Stephen Goldin is a science-fiction author that has over 40 novels to his name. Lately he has moved into publishing his novels an indie author in eBook format. This book was co-written with his wife Mary Mason. Reading this work, originally published in 1988, reminds me of the pulpy science-fiction of old. Fantastic worlds, interesting species, and technology that's futuristic but easily understandable.

It's been a long time since I've read this type of science-fiction, and I'm glad to have the opportunity to read about such an amazing character as Jade Darcy.

She turns down what she considers a suicide assignment: traveling to an enslaved world to assassinate one of its military leaders. But then she learns there's another human being on Cablans -- a human being with the potential to expose Jade's mysterious past, with possibly fatal results.

All of a sudden, a suicide mission looks positively appetizing...

Setting: The planet Cablans is a planet on the outskirts of the galaxy. It's a place where interstellar commerce is it's main source of income, and due to where it's at, a source of the scourge of the universe. Most science-fiction that I read as a setting or foreign planet that feels very much like earth with just more technology. This place doesn't. It truly feels like a different place, with different cultures, with different species. Everything co-exists on this planet, no matter how fantastical. From humans to insect type aliens, to aliens that look like mythological creatures. Stephen Goldin paints a good picture with well thought out descriptions, without bogging the story down by being overly wordy.

Characters: The central character in this book is Jade Darcy. She is a CARC (computer augmented reflex commando) who has jumped away from that life for some reason. She is essentially an outcast among humans and hasn't see another in around 7 years. There are a lot of other characters that are introduced, but the focus is entirely on Jade. Her character really grows from the beginning of this book to the end, and her shifts come from the most unlikely sources. From beginning to end this journey is Jade's journey.

The other characters, except for the other human, Megan Cafferty, all have exotic makeups, and have their own way of dealing with the other species around them. One race has you trying to out maneuver being humble, and another has you slinging insults. Just don't tell any Yo Mama jokes...that might start a war. They are all well thought out, and aren't just names on the paper. One of my favorite aspects of this book is that each species has their own little quirks and their own little things that can help us identify on a personal level with each of these species. Everyone has a role to play, and they play them well.

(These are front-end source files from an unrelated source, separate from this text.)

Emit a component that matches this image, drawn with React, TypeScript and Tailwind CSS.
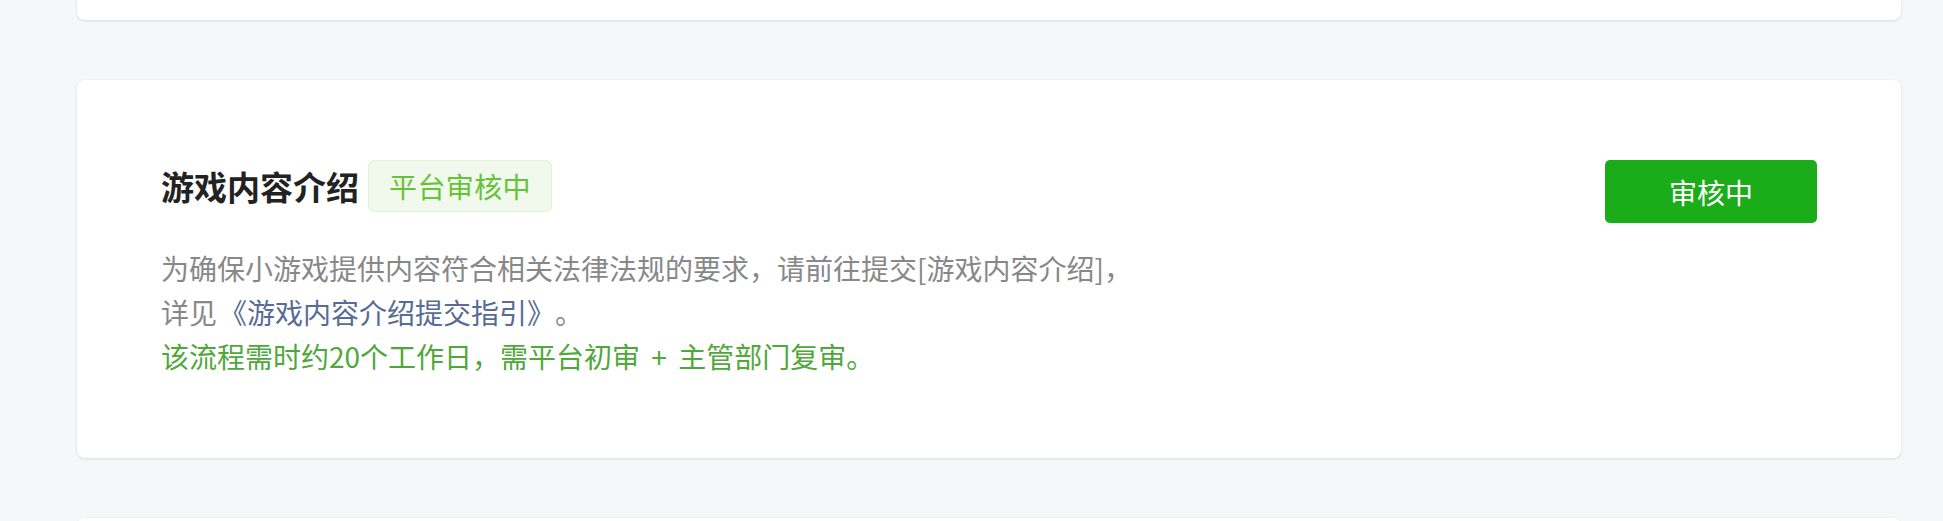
export default function App() {
  return (
    <div
      className="min-h-screen bg-[#f6f7f9] pl-[77px] pr-[42px] overflow-hidden [text-spacing-trim:space-all]"
      style={{ fontFamily: '"Noto Sans CJK SC", "Noto Sans", sans-serif' }}
    >
      <div className="flex flex-col gap-[60px]">
        {/* previous card, scrolled mostly out of view */}
        <div className="-mt-[200px] h-[220px] rounded-[8px] bg-white shadow-[0_1px_3px_rgba(0,0,0,0.12)]" />

        <div className="flex items-start justify-between rounded-[8px] bg-white px-[84px] py-[80px] shadow-[0_1px_3px_rgba(0,0,0,0.12)]">
          <div className="flex flex-col">
            <div className="flex items-center gap-[9px]">
              <h2 className="text-[33px] font-bold leading-[52px] text-[#222]">游戏内容介绍</h2>
              <span className="flex h-[52px] items-center rounded-[6px] border border-[#e1f3d8] bg-[#f0f9eb] px-[20px] text-[28px] tracking-[0.4px] text-[#67c23a]">
                平台审核中
              </span>
            </div>
            <div className="mt-[34px] text-[28px] leading-[44px] text-[#888]">
              <p>为确保小游戏提供内容符合相关法律法规的要求，请前往提交[游戏内容介绍]，</p>
              <p>
                详见<a className="ml-[2px] text-[#576b95]">《游戏内容介绍提交指引》</a>。
              </p>
              <p className="text-[#4ea83a]">
                该流程需时约20个工作日，需平台初审<span className="mx-[5px]"> + </span>主管部门复审。
              </p>
            </div>
          </div>
          <button
            type="button"
            className="h-[63px] w-[212px] rounded-[5px] bg-[#1aad19] text-[28px] text-white"
          >
            审核中
          </button>
        </div>

        <div className="h-[300px] rounded-[8px] bg-white shadow-[0_1px_3px_rgba(0,0,0,0.12)]" />
      </div>
    </div>
  );
}
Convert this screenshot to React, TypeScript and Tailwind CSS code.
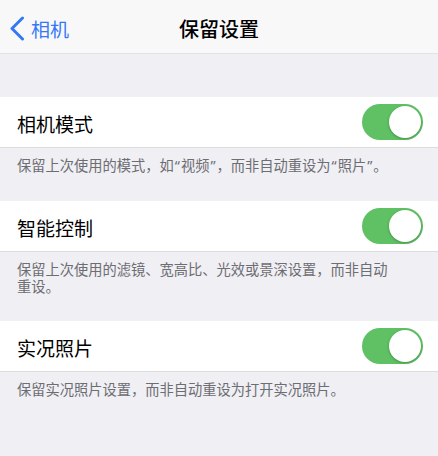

The only character that I didn't quite get, was this manipulative four-dimensional being called The Greest. It's not determined if it's a he, or she, or it. Or what it's role really is, or if playing people is something that it just likes to do. I'm hoping more of it will be explained in the sequal.

Plot: There are several stories that each kind of have their own beginning, middle and end. They are all inter-woven masterfully, and flow from one into another in the most natural of ways. It starts out with a nightmare that Jade always has involving rape. I'm not sure, but I think that might be a reason why she's on the outskirts of the universe, and went awol in the military. It's not really explained (or I just missed it). With the end of that she's working for Rix essentially as a bouncer at his establishment that caters to every sort of being you could find.

She finds out that there is another human on Cablans, specifically looking for her. Not knowing if it's someone after her due to leaving the military, she goes out of her way to hide, even so far as to take what is thought of as a suicide mission with Fastal to assassinate a Commancor General that killed his family. It was his "affair of honor" to avenge the death of his family.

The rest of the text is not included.